What you have to do: Each line of the material must be repeated precisely, with the pictures left out.

((

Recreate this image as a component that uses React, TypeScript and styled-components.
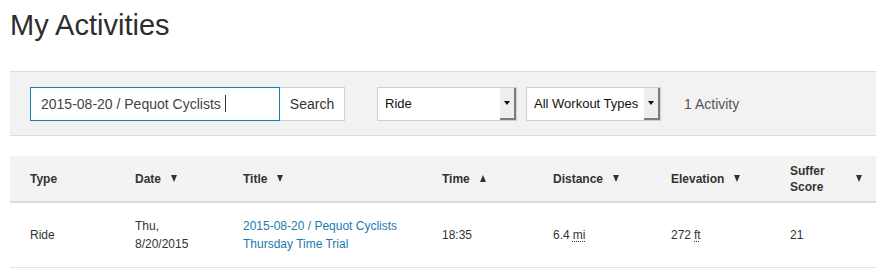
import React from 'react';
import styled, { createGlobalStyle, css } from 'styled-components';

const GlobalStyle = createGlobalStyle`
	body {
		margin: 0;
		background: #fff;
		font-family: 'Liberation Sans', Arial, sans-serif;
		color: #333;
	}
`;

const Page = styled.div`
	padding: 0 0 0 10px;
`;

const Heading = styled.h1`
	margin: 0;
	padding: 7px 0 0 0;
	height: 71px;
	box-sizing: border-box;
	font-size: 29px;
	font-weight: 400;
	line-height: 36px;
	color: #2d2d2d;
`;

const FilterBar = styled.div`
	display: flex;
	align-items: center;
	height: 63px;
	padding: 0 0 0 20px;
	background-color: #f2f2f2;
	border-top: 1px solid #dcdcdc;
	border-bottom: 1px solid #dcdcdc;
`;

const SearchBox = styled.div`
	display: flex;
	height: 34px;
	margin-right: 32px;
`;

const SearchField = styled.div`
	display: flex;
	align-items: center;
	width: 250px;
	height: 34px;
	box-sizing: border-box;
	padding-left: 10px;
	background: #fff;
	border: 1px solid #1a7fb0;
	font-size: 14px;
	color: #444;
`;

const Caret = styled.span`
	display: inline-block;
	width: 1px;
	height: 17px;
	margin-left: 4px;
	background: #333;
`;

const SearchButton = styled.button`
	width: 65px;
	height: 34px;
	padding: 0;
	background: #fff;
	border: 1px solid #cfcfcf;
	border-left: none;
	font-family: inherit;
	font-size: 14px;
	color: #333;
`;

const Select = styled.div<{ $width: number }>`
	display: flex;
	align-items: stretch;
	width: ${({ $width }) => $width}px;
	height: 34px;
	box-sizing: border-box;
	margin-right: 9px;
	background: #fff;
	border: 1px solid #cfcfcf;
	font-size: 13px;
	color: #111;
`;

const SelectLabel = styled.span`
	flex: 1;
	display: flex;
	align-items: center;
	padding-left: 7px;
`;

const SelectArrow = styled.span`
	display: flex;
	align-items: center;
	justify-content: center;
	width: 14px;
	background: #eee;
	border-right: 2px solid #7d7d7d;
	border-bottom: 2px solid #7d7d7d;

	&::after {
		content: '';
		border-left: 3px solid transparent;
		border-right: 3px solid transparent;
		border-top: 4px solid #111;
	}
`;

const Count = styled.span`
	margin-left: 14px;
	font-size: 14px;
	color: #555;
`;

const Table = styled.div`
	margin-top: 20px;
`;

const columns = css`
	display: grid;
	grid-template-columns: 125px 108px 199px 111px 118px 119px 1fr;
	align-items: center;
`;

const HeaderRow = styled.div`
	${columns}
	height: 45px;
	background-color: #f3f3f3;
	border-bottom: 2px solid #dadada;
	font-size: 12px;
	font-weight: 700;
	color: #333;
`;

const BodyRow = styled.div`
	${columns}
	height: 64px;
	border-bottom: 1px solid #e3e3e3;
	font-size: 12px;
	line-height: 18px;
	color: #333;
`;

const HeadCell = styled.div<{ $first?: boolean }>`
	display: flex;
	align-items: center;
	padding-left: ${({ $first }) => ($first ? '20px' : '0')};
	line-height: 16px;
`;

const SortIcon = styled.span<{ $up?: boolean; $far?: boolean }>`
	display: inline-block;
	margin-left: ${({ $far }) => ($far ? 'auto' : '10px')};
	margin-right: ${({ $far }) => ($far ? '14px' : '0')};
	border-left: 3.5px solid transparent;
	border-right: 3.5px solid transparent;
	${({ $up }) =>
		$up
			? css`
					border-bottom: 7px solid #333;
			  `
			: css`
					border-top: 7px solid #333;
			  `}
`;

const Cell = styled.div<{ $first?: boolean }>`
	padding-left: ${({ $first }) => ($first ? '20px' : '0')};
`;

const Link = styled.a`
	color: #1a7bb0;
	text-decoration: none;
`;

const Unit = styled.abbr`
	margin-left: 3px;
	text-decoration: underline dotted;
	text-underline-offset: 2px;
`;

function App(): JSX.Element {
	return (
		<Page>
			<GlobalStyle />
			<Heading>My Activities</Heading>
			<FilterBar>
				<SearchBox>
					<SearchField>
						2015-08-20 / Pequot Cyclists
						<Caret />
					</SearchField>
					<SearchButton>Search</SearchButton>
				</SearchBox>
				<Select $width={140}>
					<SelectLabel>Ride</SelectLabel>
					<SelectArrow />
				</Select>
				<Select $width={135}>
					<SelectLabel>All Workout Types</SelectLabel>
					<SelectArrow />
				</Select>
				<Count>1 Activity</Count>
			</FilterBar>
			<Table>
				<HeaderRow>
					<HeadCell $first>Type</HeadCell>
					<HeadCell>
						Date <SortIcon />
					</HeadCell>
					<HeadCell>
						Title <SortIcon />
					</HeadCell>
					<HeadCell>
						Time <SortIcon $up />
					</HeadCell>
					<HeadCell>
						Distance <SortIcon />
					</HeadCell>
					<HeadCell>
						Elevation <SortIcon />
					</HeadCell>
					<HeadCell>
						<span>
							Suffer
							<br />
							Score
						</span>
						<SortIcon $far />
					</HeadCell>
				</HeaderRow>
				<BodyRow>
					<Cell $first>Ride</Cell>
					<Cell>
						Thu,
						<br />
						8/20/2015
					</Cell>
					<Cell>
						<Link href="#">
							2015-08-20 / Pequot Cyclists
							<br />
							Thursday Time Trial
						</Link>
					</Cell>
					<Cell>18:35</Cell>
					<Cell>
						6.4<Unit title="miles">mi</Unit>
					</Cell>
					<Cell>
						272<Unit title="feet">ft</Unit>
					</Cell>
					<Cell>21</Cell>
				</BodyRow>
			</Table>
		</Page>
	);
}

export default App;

))

Output for this exercise:
Recreate this image as a component that uses React, TypeScript and styled-components.
import React from 'react';
import styled, { createGlobalStyle, css } from 'styled-components';

const GlobalStyle = createGlobalStyle`
	body {
		margin: 0;
		background: #fff;
		font-family: 'Liberation Sans', Arial, sans-serif;
		color: #333;
	}
`;

const Page = styled.div`
	padding: 0 0 0 10px;
`;

const Heading = styled.h1`
	margin: 0;
	padding: 7px 0 0 0;
	height: 71px;
	box-sizing: border-box;
	font-size: 29px;
	font-weight: 400;
	line-height: 36px;
	color: #2d2d2d;
`;

const FilterBar = styled.div`
	display: flex;
	align-items: center;
	height: 63px;
	padding: 0 0 0 20px;
	background-color: #f2f2f2;
	border-top: 1px solid #dcdcdc;
	border-bottom: 1px solid #dcdcdc;
`;

const SearchBox = styled.div`
	display: flex;
	height: 34px;
	margin-right: 32px;
`;

const SearchField = styled.div`
	display: flex;
	align-items: center;
	width: 250px;
	height: 34px;
	box-sizing: border-box;
	padding-left: 10px;
	background: #fff;
	border: 1px solid #1a7fb0;
	font-size: 14px;
	color: #444;
`;

const Caret = styled.span`
	display: inline-block;
	width: 1px;
	height: 17px;
	margin-left: 4px;
	background: #333;
`;

const SearchButton = styled.button`
	width: 65px;
	height: 34px;
	padding: 0;
	background: #fff;
	border: 1px solid #cfcfcf;
	border-left: none;
	font-family: inherit;
	font-size: 14px;
	color: #333;
`;

const Select = styled.div<{ $width: number }>`
	display: flex;
	align-items: stretch;
	width: ${({ $width }) => $width}px;
	height: 34px;
	box-sizing: border-box;
	margin-right: 9px;
	background: #fff;
	border: 1px solid #cfcfcf;
	font-size: 13px;
	color: #111;
`;

const SelectLabel = styled.span`
	flex: 1;
	display: flex;
	align-items: center;
	padding-left: 7px;
`;

const SelectArrow = styled.span`
	display: flex;
	align-items: center;
	justify-content: center;
	width: 14px;
	background: #eee;
	border-right: 2px solid #7d7d7d;
	border-bottom: 2px solid #7d7d7d;

	&::after {
		content: '';
		border-left: 3px solid transparent;
		border-right: 3px solid transparent;
		border-top: 4px solid #111;
	}
`;

const Count = styled.span`
	margin-left: 14px;
	font-size: 14px;
	color: #555;
`;

const Table = styled.div`
	margin-top: 20px;
`;

const columns = css`
	display: grid;
	grid-template-columns: 125px 108px 199px 111px 118px 119px 1fr;
	align-items: center;
`;

const HeaderRow = styled.div`
	${columns}
	height: 45px;
	background-color: #f3f3f3;
	border-bottom: 2px solid #dadada;
	font-size: 12px;
	font-weight: 700;
	color: #333;
`;

const BodyRow = styled.div`
	${columns}
	height: 64px;
	border-bottom: 1px solid #e3e3e3;
	font-size: 12px;
	line-height: 18px;
	color: #333;
`;

const HeadCell = styled.div<{ $first?: boolean }>`
	display: flex;
	align-items: center;
	padding-left: ${({ $first }) => ($first ? '20px' : '0')};
	line-height: 16px;
`;

const SortIcon = styled.span<{ $up?: boolean; $far?: boolean }>`
	display: inline-block;
	margin-left: ${({ $far }) => ($far ? 'auto' : '10px')};
	margin-right: ${({ $far }) => ($far ? '14px' : '0')};
	border-left: 3.5px solid transparent;
	border-right: 3.5px solid transparent;
	${({ $up }) =>
		$up
			? css`
					border-bottom: 7px solid #333;
			  `
			: css`
					border-top: 7px solid #333;
			  `}
`;

const Cell = styled.div<{ $first?: boolean }>`
	padding-left: ${({ $first }) => ($first ? '20px' : '0')};
`;

const Link = styled.a`
	color: #1a7bb0;
	text-decoration: none;
`;

const Unit = styled.abbr`
	margin-left: 3px;
	text-decoration: underline dotted;
	text-underline-offset: 2px;
`;

function App(): JSX.Element {
	return (
		<Page>
			<GlobalStyle />
			<Heading>My Activities</Heading>
			<FilterBar>
				<SearchBox>
					<SearchField>
						2015-08-20 / Pequot Cyclists
						<Caret />
					</SearchField>
					<SearchButton>Search</SearchButton>
				</SearchBox>
				<Select $width={140}>
					<SelectLabel>Ride</SelectLabel>
					<SelectArrow />
				</Select>
				<Select $width={135}>
					<SelectLabel>All Workout Types</SelectLabel>
					<SelectArrow />
				</Select>
				<Count>1 Activity</Count>
			</FilterBar>
			<Table>
				<HeaderRow>
					<HeadCell $first>Type</HeadCell>
					<HeadCell>
						Date <SortIcon />
					</HeadCell>
					<HeadCell>
						Title <SortIcon />
					</HeadCell>
					<HeadCell>
						Time <SortIcon $up />
					</HeadCell>
					<HeadCell>
						Distance <SortIcon />
					</HeadCell>
					<HeadCell>
						Elevation <SortIcon />
					</HeadCell>
					<HeadCell>
						<span>
							Suffer
							<br />
							Score
						</span>
						<SortIcon $far />
					</HeadCell>
				</HeaderRow>
				<BodyRow>
					<Cell $first>Ride</Cell>
					<Cell>
						Thu,
						<br />
						8/20/2015
					</Cell>
					<Cell>
						<Link href="#">
							2015-08-20 / Pequot Cyclists
							<br />
							Thursday Time Trial
						</Link>
					</Cell>
					<Cell>18:35</Cell>
					<Cell>
						6.4<Unit title="miles">mi</Unit>
					</Cell>
					<Cell>
						272<Unit title="feet">ft</Unit>
					</Cell>
					<Cell>21</Cell>
				</BodyRow>
			</Table>
		</Page>
	);
}

export default App;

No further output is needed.